12th Vice-chancellor of Obafemi Awolowo University
- Incumbent
- Assumed office 7 June 2022
- Preceded by: Eyitope Ogunbodede

Personal details
- Born: Adebayo Simeon Bamire 18 January 1959 (age 67) Oyan, Western Region, British Nigeria (now in Osun State, Nigeria)

= Simeon Bamire =

Nigerian academic (born 1959)

Adebayo Simeon Bamire (born 18 January 1959) is a Nigerian academic and professor of agricultural economics who is the 12th substantial Vice Chancellor of Obafemi Awolowo University, Ile-Ife, since 2022. He previously served as deputy vice chancellor academics.

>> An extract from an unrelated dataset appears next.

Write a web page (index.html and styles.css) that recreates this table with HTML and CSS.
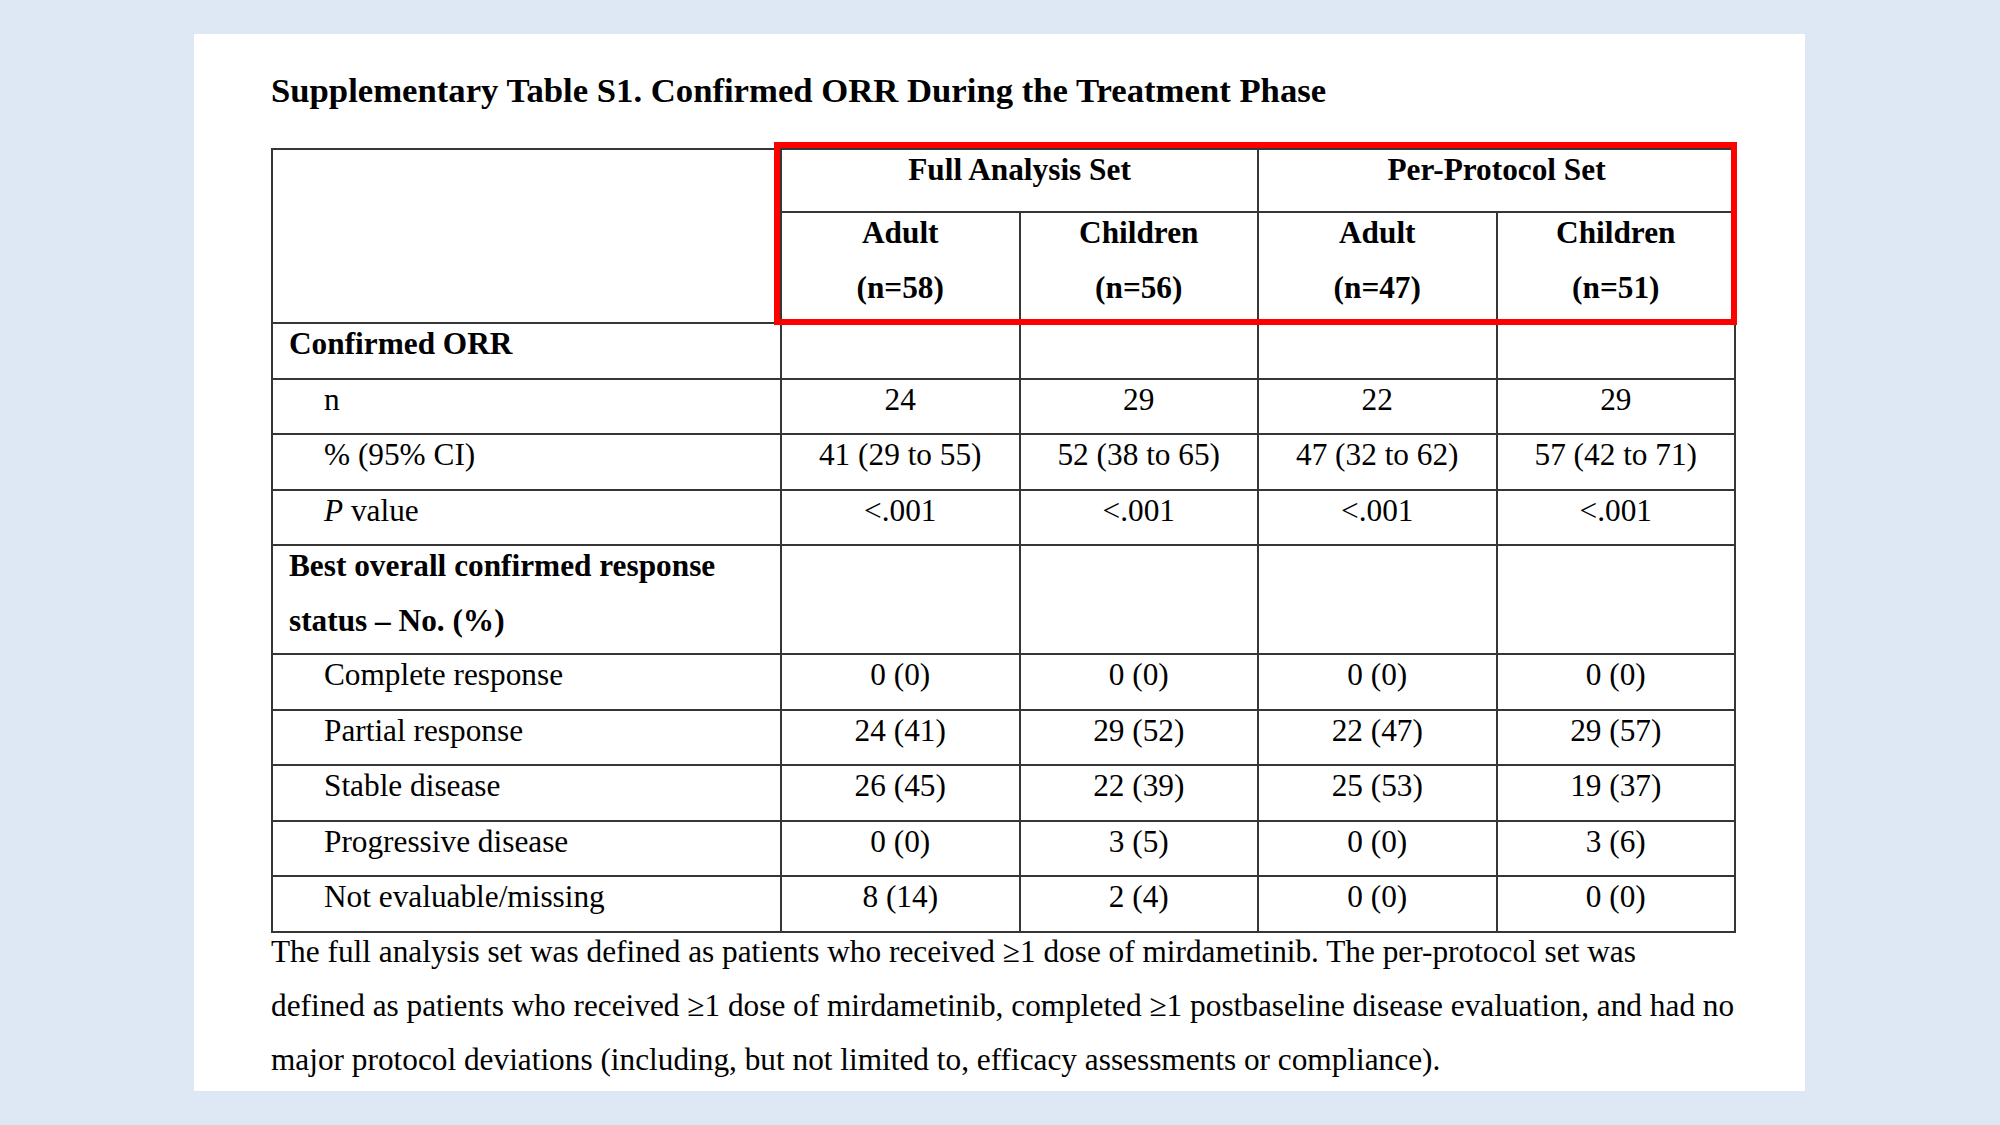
FILE: index.html
```html
<!DOCTYPE html>
<html lang="en">
<head>
<meta charset="utf-8">
<title>Supplementary Table S1</title>
<link rel="stylesheet" href="styles.css">
</head>
<body>
<div class="panel">
  <h1 class="title">Supplementary Table S1. Confirmed ORR During the Treatment Phase</h1>
  <div class="table-wrap">
    <table class="orr">
      <colgroup>
        <col class="col-label">
        <col class="col-val">
        <col class="col-val">
        <col class="col-val">
        <col class="col-val">
      </colgroup>
      <thead>
        <tr class="h1row">
          <th rowspan="2" class="blank"></th>
          <th colspan="2"><div class="in">Full Analysis Set</div></th>
          <th colspan="2"><div class="in">Per-Protocol Set</div></th>
        </tr>
        <tr class="h2row">
          <th><div class="in">Adult<br>(n=58)</div></th>
          <th><div class="in">Children<br>(n=56)</div></th>
          <th><div class="in">Adult<br>(n=47)</div></th>
          <th><div class="in">Children<br>(n=51)</div></th>
        </tr>
      </thead>
      <tbody>
        <tr class="row">
          <td class="lbl sec"><div class="in">Confirmed ORR</div></td>
          <td></td><td></td><td></td><td></td>
        </tr>
        <tr class="row">
          <td class="lbl sub"><div class="in">n</div></td>
          <td><div class="in">24</div></td>
          <td><div class="in">29</div></td>
          <td><div class="in">22</div></td>
          <td><div class="in">29</div></td>
        </tr>
        <tr class="row">
          <td class="lbl sub"><div class="in">% (95% CI)</div></td>
          <td><div class="in">41 (29 to 55)</div></td>
          <td><div class="in">52 (38 to 65)</div></td>
          <td><div class="in">47 (32 to 62)</div></td>
          <td><div class="in">57 (42 to 71)</div></td>
        </tr>
        <tr class="row">
          <td class="lbl sub"><div class="in"><i>P</i> value</div></td>
          <td><div class="in">&lt;.001</div></td>
          <td><div class="in">&lt;.001</div></td>
          <td><div class="in">&lt;.001</div></td>
          <td><div class="in">&lt;.001</div></td>
        </tr>
        <tr class="row2">
          <td class="lbl sec"><div class="in">Best overall confirmed response<br>status – No. (%)</div></td>
          <td></td><td></td><td></td><td></td>
        </tr>
        <tr class="row">
          <td class="lbl sub"><div class="in">Complete response</div></td>
          <td><div class="in">0 (0)</div></td>
          <td><div class="in">0 (0)</div></td>
          <td><div class="in">0 (0)</div></td>
          <td><div class="in">0 (0)</div></td>
        </tr>
        <tr class="row">
          <td class="lbl sub"><div class="in">Partial response</div></td>
          <td><div class="in">24 (41)</div></td>
          <td><div class="in">29 (52)</div></td>
          <td><div class="in">22 (47)</div></td>
          <td><div class="in">29 (57)</div></td>
        </tr>
        <tr class="row">
          <td class="lbl sub"><div class="in">Stable disease</div></td>
          <td><div class="in">26 (45)</div></td>
          <td><div class="in">22 (39)</div></td>
          <td><div class="in">25 (53)</div></td>
          <td><div class="in">19 (37)</div></td>
        </tr>
        <tr class="row">
          <td class="lbl sub"><div class="in">Progressive disease</div></td>
          <td><div class="in">0 (0)</div></td>
          <td><div class="in">3 (5)</div></td>
          <td><div class="in">0 (0)</div></td>
          <td><div class="in">3 (6)</div></td>
        </tr>
        <tr class="row">
          <td class="lbl sub"><div class="in">Not evaluable/missing</div></td>
          <td><div class="in">8 (14)</div></td>
          <td><div class="in">2 (4)</div></td>
          <td><div class="in">0 (0)</div></td>
          <td><div class="in">0 (0)</div></td>
        </tr>
      </tbody>
    </table>
    <div class="highlight"></div>
  </div>
  <p class="note">The full analysis set was defined as patients who received ≥1 dose of mirdametinib. The per-protocol set was<br>defined as patients who received ≥1 dose of mirdametinib, completed ≥1 postbaseline disease evaluation, and had no<br>major protocol deviations (including, but not limited to, efficacy assessments or compliance).</p>
</div>
</body>
</html>
```
FILE: styles.css
```css
html, body {
  margin: 0;
  padding: 0;
}

body {
  background: #dde8f4;
  font-family: "Liberation Serif", "Times New Roman", serif;
  color: #000;
  padding-top: 34px;
  height: 1125px;
  box-sizing: border-box;
}

.panel {
  margin-left: 194px;
  width: 1611px;
  height: 1057px;
  background: #fff;
  box-sizing: border-box;
  padding: 38px 0 0 77px;
}

.title {
  margin: 0 0 38px 0;
  font-size: 34.7px;
  font-weight: bold;
  line-height: 37px;
  height: 38px;
}

.table-wrap {
  position: relative;
  width: 1463px;
}

.orr {
  border-collapse: collapse;
  table-layout: fixed;
  width: 1463px;
  font-size: 31.3px;
  line-height: 55px;
}

.col-label { width: 509px; }
.col-val { width: 238.5px; }

.orr th,
.orr td {
  border: 2px solid #363636;
  padding: 0;
  vertical-align: top;
  text-align: center;
}

.orr th {
  font-weight: bold;
}

.in {
  margin-top: -8px;
  white-space: nowrap;
}

.h1row { height: 63px; }
.h2row { height: 111px; }
.row { height: 55.5px; }
.row2 { height: 109px; }

.orr td.lbl {
  text-align: left;
}

.lbl.sec {
  font-weight: bold;
  padding-left: 16px;
}

.lbl.sub {
  padding-left: 51px;
}

.highlight {
  position: absolute;
  left: 503px;
  top: -6px;
  width: 963px;
  height: 183px;
  border: 6px solid #ff0000;
  box-sizing: border-box;
  pointer-events: none;
}

.note {
  margin: -8px 0 0 0;
  font-size: 31.3px;
  line-height: 54px;
  white-space: nowrap;
}
```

== Early life and education ==
Bamire is from Oyan in Odo-Otin Local Government Area, Osun State, Nigeria. He started his education in Datus Preparatory School, Accra, Ghana and moved to St. Charles’ Grammar School, Osogbo for his secondary school between 1972 - 1976. He was admitted into the then University of Ife (now Obafemi Awolowo University, Ile-Ife) to study agricultural economics in the Faculty of Agriculture where he completed his first, second and third degrees; Bachelor of Agriculture in 1985, M.Phil., in 1992, and PhD in 1999 respectively.

==Academic career ==
Bamire started his academic career in the Department of Agricultural Economics as Assistant lecturer in 1992 and became a Professor in 2008. He was a visiting Scientist at the International Institute of Tropical Agriculture (IITA), Ibadan; the Vice-Dean, Faculty of Agriculture, Obafemi Awolowo University in the 2007/2008 & 2008/2009 academic sessions; the head of the Department of Agricultural Economics for the 2010/2011 academic session and the immediate past dean of the Faculty of Agriculture, Obafemi Awolowo University, Ile-Ife. He also served as the dean between 1 August 2013 and 31 July 2015.

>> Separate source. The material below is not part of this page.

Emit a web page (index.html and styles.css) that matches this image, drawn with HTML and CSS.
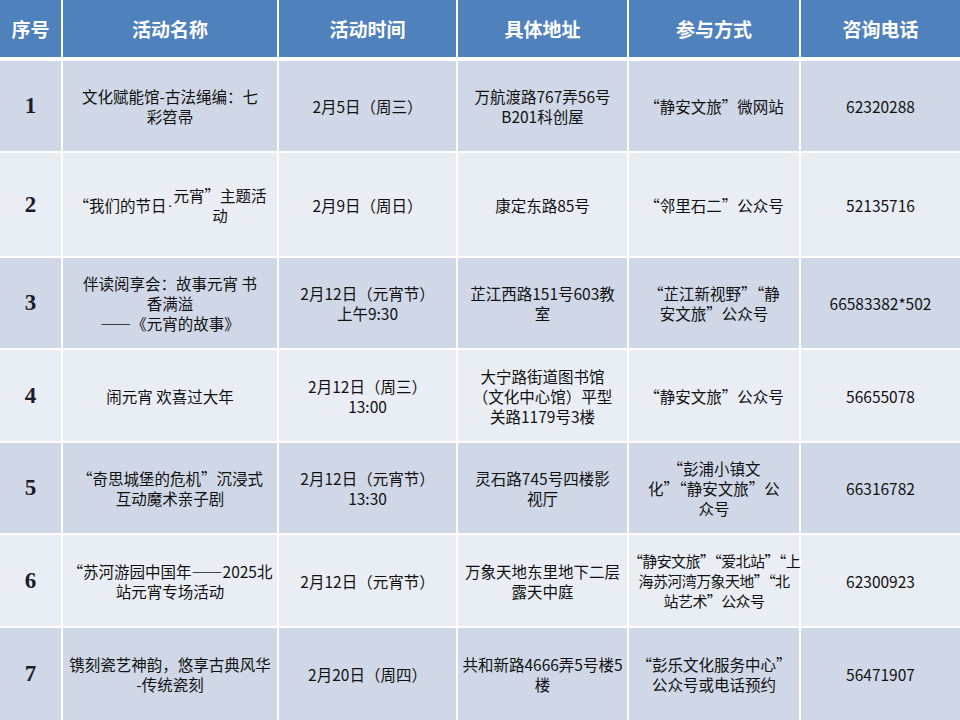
FILE: index.html
```html
<!DOCTYPE html>
<html lang="zh-CN">
<head>
<meta charset="utf-8">
<title>活动表</title>
<link rel="stylesheet" href="styles.css">
</head>
<body>
<div class="sheet">
  <div class="head">
    <div class="hc">序号</div>
    <div class="hc">活动名称</div>
    <div class="hc">活动时间</div>
    <div class="hc">具体地址</div>
    <div class="hc">参与方式</div>
    <div class="hc">咨询电话</div>
  </div>
  <div class="body">
    <div class="c num dark">1</div>
    <div class="c dark">文化赋能馆-古法绳编：七<br>彩笤帚</div>
    <div class="c dark">2月5日（周三）</div>
    <div class="c dark">万航渡路767弄56号<br>B201科创屋</div>
    <div class="c dark">“静安文旅”微网站</div>
    <div class="c dark">62320288</div>

    <div class="c num light">2</div>
    <div class="c light">“我们的节日<span class="dot">·</span>元宵”主题活<br>动</div>
    <div class="c light">2月9日（周日）</div>
    <div class="c light">康定东路85号</div>
    <div class="c light">“邻里石二”公众号</div>
    <div class="c light">52135716</div>

    <div class="c num dark">3</div>
    <div class="c dark">伴读阅享会：故事元宵 书<br>香满溢<br>——《元宵的故事》</div>
    <div class="c dark">2月12日（元宵节）<br>上午9:30</div>
    <div class="c dark">芷江西路151号603教<br>室</div>
    <div class="c dark">“芷江新视野”“静<br>安文旅”公众号</div>
    <div class="c dark">66583382*502</div>

    <div class="c num light">4</div>
    <div class="c light">闹元宵 欢喜过大年</div>
    <div class="c light">2月12日（周三）<br>13:00</div>
    <div class="c light">大宁路街道图书馆<br>（文化中心馆）平型<br>关路1179号3楼</div>
    <div class="c light">“静安文旅”公众号</div>
    <div class="c light">56655078</div>

    <div class="c num dark">5</div>
    <div class="c dark">“奇思城堡的危机”沉浸式<br>互动魔术亲子剧</div>
    <div class="c dark">2月12日（元宵节）<br>13:30</div>
    <div class="c dark">灵石路745号四楼影<br>视厅</div>
    <div class="c dark">“彭浦小镇文<br>化”“静安文旅”公<br>众号</div>
    <div class="c dark">66316782</div>

    <div class="c num light">6</div>
    <div class="c light">“苏河游园中国年——2025北<br>站元宵专场活动</div>
    <div class="c light">2月12日（元宵节）</div>
    <div class="c light">万象天地东里地下二层<br>露天中庭</div>
    <div class="c light tight">“静安文旅”“爱北站”“上<br>海苏河湾万象天地”“北<br>站艺术”公众号</div>
    <div class="c light">62300923</div>

    <div class="c num dark">7</div>
    <div class="c dark">镌刻瓷艺神韵，悠享古典风华<br>-传统瓷刻</div>
    <div class="c dark">2月20日（周四）</div>
    <div class="c dark">共和新路4666弄5号楼5<br>楼</div>
    <div class="c dark">“彭乐文化服务中心”<br>公众号或电话预约</div>
    <div class="c dark">56471907</div>
  </div>
</div>
</body>
</html>
```

FILE: styles.css
```css
html, body {
  margin: 0;
  padding: 0;
  background: #ffffff;
}
body {
  width: 960px;
  height: 720px;
  overflow: hidden;
  font-family: "Noto Sans CJK SC", "Noto Sans", sans-serif;
}
.sheet {
  display: flex;
  flex-direction: column;
  gap: 4px;
  background: #ffffff;
}
.head, .body {
  display: grid;
  grid-template-columns: 61px 214px 177px 169px 170px 159px;
  column-gap: 2px;
}
.body {
  grid-template-rows: 90px 103px 90px 91px 90px 91px 92px;
  row-gap: 2px;
}
.head {
  height: 57px;
}
.hc {
  background: #4f81bd;
  color: #ffffff;
  font-weight: 700;
  font-size: 19px;
  display: flex;
  align-items: center;
  justify-content: center;
}
.c {
  display: flex;
  align-items: center;
  justify-content: center;
  text-align: center;
  font-size: 15.5px;
  line-height: 20px;
  color: #111111;
  white-space: nowrap;
}
.tight {
  font-size: 15px;
  letter-spacing: -0.6px;
}
.dot {
  font-family: "Liberation Sans", sans-serif;
  padding: 0 1px;
}
.dark {
  background: #d0d8e8;
}
.light {
  background: #e9edf4;
}
.num {
  font-family: "Liberation Serif", "DejaVu Serif", serif;
  font-weight: 700;
  font-size: 23px;
  color: #1c1c28;
}
```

Bamire is a member of the Nigerian Association of Agricultural Economists (NAAE) and Leadership for Environment & Development (LEAD). He is also a member of the Drought Tolerant Maize for Africa Project and Agribenchmark based in Germany.

== Personal life==
Bamire is married to Felicia Bosede Bamire and they have four children.